Publication
Eliciting Multimodal Approaches for Machine Learning--Assisted Photobook Creation
Sara-Jane Bittner; Michael Barz; Daniel Sonntag
In: Carmelo Ardito; Simone Diniz Junqueira Barbosa; Tayana Conte; André Freire; Isabela Gasparini; Philippe Palanque; Raquel Prates (Hrsg.). Human-Computer Interaction -- INTERACT 2025. IFIP Conference on Human-Computer Interaction (INTERACT-2025), 20th IFIP TC 13 International Conference, Belo Horizonte, Brazil, September 8–12, 2025, Proceedings, Part II, September 8-12, Belo Horizonte, Brazil, Pages 576-601, ISBN 978-3-032-05002-1, Springer Nature Switzerland, 9/2025.
Abstract
Machine learning (ML) is increasingly applied in various end-user applications.

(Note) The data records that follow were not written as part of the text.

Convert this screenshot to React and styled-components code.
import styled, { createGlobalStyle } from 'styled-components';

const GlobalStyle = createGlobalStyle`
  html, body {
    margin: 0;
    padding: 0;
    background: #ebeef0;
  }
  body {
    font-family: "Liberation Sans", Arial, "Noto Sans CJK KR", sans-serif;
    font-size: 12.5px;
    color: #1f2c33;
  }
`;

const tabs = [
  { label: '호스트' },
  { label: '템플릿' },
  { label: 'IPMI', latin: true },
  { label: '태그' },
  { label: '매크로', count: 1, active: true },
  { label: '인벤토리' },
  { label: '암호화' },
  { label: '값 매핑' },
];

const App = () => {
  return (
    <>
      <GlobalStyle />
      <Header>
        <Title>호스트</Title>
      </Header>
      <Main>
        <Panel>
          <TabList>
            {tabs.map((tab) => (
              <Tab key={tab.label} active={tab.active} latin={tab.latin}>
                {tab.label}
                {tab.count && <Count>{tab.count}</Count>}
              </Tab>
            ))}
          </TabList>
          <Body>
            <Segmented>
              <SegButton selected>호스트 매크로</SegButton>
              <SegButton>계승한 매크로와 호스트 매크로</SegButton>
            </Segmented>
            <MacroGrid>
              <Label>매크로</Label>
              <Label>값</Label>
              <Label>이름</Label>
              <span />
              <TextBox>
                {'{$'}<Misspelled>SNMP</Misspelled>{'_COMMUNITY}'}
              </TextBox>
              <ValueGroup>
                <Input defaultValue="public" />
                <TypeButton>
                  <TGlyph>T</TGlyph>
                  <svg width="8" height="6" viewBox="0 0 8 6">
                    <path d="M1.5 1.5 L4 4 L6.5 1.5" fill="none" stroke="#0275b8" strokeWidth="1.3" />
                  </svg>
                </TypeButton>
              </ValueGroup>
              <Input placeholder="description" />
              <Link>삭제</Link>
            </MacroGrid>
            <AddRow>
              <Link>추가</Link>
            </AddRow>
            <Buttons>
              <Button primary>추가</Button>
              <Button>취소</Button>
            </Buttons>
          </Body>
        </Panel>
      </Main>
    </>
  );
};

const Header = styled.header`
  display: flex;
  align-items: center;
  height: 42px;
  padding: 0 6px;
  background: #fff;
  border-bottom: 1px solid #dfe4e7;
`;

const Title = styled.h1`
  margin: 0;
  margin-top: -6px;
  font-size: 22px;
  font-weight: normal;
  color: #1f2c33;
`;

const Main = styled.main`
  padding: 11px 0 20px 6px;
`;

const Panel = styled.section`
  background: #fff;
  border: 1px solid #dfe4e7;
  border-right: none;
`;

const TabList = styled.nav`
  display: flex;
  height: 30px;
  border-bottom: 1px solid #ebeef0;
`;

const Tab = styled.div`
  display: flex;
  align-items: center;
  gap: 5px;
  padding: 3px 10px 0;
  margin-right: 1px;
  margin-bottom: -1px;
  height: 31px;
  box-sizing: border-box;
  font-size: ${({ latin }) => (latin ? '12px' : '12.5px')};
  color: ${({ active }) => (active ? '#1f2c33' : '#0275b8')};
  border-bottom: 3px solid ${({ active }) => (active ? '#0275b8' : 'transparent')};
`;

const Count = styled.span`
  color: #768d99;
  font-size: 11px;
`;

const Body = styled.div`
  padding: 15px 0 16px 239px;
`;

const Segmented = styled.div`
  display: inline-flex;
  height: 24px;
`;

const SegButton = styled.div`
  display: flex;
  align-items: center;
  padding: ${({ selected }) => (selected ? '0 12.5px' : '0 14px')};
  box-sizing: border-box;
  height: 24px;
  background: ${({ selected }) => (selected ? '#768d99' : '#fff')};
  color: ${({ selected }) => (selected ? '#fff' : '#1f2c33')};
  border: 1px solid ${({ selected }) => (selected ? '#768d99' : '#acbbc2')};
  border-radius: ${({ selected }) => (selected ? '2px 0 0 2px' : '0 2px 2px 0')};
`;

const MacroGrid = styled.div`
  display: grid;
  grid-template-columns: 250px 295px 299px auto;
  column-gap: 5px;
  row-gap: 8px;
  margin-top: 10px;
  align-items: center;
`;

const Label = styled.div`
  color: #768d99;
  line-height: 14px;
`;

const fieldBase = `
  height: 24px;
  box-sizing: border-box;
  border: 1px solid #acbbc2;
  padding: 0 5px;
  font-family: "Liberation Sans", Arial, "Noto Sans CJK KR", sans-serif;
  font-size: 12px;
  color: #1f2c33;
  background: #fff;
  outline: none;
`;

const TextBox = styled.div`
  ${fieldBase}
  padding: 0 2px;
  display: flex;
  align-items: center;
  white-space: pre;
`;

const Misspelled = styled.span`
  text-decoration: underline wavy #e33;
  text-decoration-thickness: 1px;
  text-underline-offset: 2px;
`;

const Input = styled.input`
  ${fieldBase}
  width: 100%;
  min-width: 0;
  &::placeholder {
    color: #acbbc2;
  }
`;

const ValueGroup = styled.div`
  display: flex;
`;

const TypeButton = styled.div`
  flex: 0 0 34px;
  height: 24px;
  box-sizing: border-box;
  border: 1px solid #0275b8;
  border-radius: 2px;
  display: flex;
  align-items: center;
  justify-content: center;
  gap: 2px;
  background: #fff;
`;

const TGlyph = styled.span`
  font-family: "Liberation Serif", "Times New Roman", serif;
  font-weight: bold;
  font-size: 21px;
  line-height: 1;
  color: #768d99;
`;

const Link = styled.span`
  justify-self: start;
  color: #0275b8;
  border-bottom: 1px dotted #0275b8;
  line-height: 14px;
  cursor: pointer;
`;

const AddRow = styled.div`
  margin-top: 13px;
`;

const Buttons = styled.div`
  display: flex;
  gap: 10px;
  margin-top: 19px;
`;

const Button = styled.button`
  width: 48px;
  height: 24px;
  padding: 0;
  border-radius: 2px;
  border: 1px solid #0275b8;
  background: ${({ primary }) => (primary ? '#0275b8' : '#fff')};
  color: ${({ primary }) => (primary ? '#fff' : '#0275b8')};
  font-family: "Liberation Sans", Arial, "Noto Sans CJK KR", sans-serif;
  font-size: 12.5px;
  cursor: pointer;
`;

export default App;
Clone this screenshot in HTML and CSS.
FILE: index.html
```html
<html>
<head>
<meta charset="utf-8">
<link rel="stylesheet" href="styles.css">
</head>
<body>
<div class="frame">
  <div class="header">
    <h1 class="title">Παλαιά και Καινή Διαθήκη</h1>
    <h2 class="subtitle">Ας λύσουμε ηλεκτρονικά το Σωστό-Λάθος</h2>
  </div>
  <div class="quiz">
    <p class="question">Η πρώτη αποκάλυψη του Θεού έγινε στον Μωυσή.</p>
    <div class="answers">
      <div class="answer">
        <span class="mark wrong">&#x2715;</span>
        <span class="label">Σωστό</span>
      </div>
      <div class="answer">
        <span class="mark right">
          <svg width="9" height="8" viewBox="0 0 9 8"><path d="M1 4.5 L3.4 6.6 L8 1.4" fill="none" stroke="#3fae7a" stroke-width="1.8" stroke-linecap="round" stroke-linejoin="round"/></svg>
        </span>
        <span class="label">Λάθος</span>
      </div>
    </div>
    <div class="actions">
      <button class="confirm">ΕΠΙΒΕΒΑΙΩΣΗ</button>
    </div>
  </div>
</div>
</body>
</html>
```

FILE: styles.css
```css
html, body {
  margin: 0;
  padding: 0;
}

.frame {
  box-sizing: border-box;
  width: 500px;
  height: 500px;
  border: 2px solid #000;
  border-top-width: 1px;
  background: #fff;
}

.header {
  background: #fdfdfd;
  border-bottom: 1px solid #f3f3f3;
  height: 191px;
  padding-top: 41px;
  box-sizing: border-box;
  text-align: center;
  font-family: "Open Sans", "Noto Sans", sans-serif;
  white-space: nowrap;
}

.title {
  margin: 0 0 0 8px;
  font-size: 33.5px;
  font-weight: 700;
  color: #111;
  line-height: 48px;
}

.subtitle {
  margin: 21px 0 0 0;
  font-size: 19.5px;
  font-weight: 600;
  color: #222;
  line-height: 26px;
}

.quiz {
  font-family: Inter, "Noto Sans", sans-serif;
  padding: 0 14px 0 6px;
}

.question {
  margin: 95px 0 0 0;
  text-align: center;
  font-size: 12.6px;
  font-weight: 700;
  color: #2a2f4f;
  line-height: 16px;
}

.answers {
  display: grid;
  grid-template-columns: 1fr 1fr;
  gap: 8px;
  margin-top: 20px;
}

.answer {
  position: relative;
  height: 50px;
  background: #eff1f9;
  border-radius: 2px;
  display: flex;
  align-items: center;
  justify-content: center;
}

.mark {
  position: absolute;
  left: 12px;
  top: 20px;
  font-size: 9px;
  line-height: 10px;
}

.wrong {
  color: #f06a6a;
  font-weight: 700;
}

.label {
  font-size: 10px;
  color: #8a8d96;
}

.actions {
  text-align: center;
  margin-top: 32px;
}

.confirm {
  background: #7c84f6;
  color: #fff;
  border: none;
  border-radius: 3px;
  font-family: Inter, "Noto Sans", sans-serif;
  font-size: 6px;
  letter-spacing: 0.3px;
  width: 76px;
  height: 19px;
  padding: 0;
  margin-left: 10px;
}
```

To provide successful human-AI collaboration, co-creation for Interactive Machine Learning (IML) has become a growing topic, iteratively fusing the human creative view with the algorithmic strength to diverge ideas. Interactive photobook creation represents an ideal use case to investigate ML co-creation as it covers a range of typical ML tasks, like image retrieval, caption generation and layout generation. However, existing solutions do not exploit the benefits of introducing multimodal interaction to co-creation. We propose common operations for IML tasks related to interactive photobook creation and conduct an elicitation study (N = 14) investigating which (combination of) modalities could well support these tasks. An open-ended questionnaire revealed how users imagine an ideal IML environment, focusing on device setup, key factors, and the utility of specific features. Our findings show that 1) enabling a wide variety of modalities allows for most intuitiinteractions, 2) Informing users about uncommon modalities opens up suitable modality choices, that are otherwise missed, and 3) Multimodal interactions represent a high consensus, when chosen by the users.